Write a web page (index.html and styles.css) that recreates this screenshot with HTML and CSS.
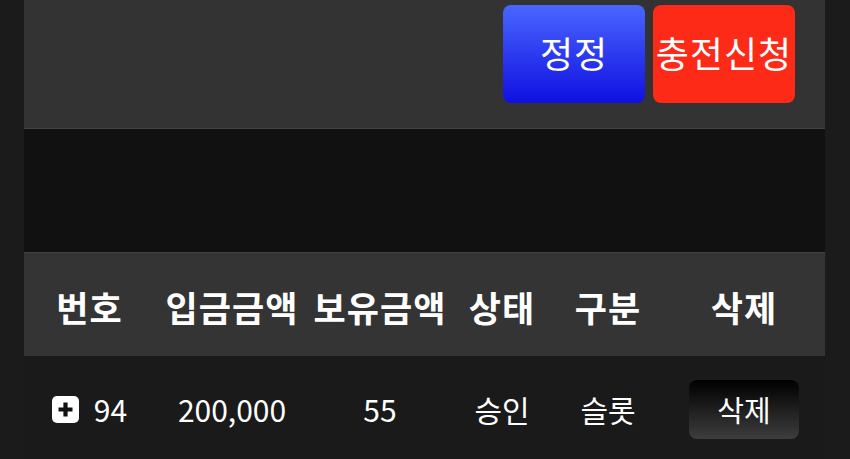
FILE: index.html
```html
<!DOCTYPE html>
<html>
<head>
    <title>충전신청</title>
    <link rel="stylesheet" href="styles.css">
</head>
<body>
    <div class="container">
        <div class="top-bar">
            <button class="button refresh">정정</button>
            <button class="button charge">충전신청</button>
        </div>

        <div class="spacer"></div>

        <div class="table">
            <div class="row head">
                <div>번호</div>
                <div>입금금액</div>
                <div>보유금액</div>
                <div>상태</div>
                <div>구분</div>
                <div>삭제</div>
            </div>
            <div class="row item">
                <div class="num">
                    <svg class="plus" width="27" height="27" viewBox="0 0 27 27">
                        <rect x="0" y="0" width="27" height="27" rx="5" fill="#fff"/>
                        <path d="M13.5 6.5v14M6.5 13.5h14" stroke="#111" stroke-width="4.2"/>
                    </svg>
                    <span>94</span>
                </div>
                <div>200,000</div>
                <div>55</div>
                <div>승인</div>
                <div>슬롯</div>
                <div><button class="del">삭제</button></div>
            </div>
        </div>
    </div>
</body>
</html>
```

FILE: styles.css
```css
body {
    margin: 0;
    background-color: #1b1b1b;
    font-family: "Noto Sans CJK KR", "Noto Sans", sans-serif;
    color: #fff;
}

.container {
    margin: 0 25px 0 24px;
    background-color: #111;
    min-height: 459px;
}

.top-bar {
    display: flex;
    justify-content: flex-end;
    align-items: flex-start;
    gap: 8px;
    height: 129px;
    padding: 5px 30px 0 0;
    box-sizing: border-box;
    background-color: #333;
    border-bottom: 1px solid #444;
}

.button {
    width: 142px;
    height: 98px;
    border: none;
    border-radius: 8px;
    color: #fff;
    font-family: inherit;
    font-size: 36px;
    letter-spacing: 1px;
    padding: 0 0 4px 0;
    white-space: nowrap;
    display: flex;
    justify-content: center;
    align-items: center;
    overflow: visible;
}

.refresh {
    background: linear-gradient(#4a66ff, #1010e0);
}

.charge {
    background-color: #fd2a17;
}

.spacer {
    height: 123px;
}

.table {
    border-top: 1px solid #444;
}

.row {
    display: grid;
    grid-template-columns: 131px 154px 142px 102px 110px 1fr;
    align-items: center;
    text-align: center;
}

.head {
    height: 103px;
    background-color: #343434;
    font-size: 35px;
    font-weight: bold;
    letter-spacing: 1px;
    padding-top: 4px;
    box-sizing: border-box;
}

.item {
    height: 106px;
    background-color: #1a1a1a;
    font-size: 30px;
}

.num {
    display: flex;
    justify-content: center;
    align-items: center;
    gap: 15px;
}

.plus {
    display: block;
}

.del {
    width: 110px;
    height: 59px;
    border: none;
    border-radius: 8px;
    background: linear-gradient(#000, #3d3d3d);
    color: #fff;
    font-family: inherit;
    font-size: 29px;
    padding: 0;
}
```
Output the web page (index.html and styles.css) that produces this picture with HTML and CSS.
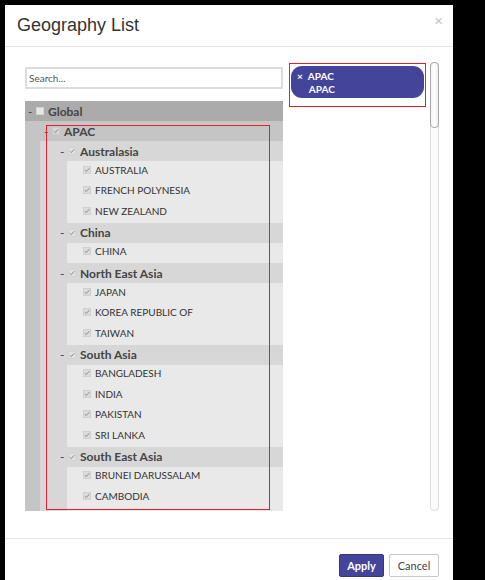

----------

▸ **Requirement**: Reproduce all of the data exactly; the pictures do not belong in the copy.

▸ **Response to the task**:
Write a web page (index.html and styles.css) that recreates this screenshot with HTML and CSS.
FILE: index.html
```html
<!DOCTYPE html>
<html>
<head>
    <title>충전신청</title>
    <link rel="stylesheet" href="styles.css">
</head>
<body>
    <div class="container">
        <div class="top-bar">
            <button class="button refresh">정정</button>
            <button class="button charge">충전신청</button>
        </div>

        <div class="spacer"></div>

        <div class="table">
            <div class="row head">
                <div>번호</div>
                <div>입금금액</div>
                <div>보유금액</div>
                <div>상태</div>
                <div>구분</div>
                <div>삭제</div>
            </div>
            <div class="row item">
                <div class="num">
                    <svg class="plus" width="27" height="27" viewBox="0 0 27 27">
                        <rect x="0" y="0" width="27" height="27" rx="5" fill="#fff"/>
                        <path d="M13.5 6.5v14M6.5 13.5h14" stroke="#111" stroke-width="4.2"/>
                    </svg>
                    <span>94</span>
                </div>
                <div>200,000</div>
                <div>55</div>
                <div>승인</div>
                <div>슬롯</div>
                <div><button class="del">삭제</button></div>
            </div>
        </div>
    </div>
</body>
</html>
```

FILE: styles.css
```css
body {
    margin: 0;
    background-color: #1b1b1b;
    font-family: "Noto Sans CJK KR", "Noto Sans", sans-serif;
    color: #fff;
}

.container {
    margin: 0 25px 0 24px;
    background-color: #111;
    min-height: 459px;
}

.top-bar {
    display: flex;
    justify-content: flex-end;
    align-items: flex-start;
    gap: 8px;
    height: 129px;
    padding: 5px 30px 0 0;
    box-sizing: border-box;
    background-color: #333;
    border-bottom: 1px solid #444;
}

.button {
    width: 142px;
    height: 98px;
    border: none;
    border-radius: 8px;
    color: #fff;
    font-family: inherit;
    font-size: 36px;
    letter-spacing: 1px;
    padding: 0 0 4px 0;
    white-space: nowrap;
    display: flex;
    justify-content: center;
    align-items: center;
    overflow: visible;
}

.refresh {
    background: linear-gradient(#4a66ff, #1010e0);
}

.charge {
    background-color: #fd2a17;
}

.spacer {
    height: 123px;
}

.table {
    border-top: 1px solid #444;
}

.row {
    display: grid;
    grid-template-columns: 131px 154px 142px 102px 110px 1fr;
    align-items: center;
    text-align: center;
}

.head {
    height: 103px;
    background-color: #343434;
    font-size: 35px;
    font-weight: bold;
    letter-spacing: 1px;
    padding-top: 4px;
    box-sizing: border-box;
}

.item {
    height: 106px;
    background-color: #1a1a1a;
    font-size: 30px;
}

.num {
    display: flex;
    justify-content: center;
    align-items: center;
    gap: 15px;
}

.plus {
    display: block;
}

.del {
    width: 110px;
    height: 59px;
    border: none;
    border-radius: 8px;
    background: linear-gradient(#000, #3d3d3d);
    color: #fff;
    font-family: inherit;
    font-size: 29px;
    padding: 0;
}
```
Output the web page (index.html and styles.css) that produces this picture with HTML and CSS.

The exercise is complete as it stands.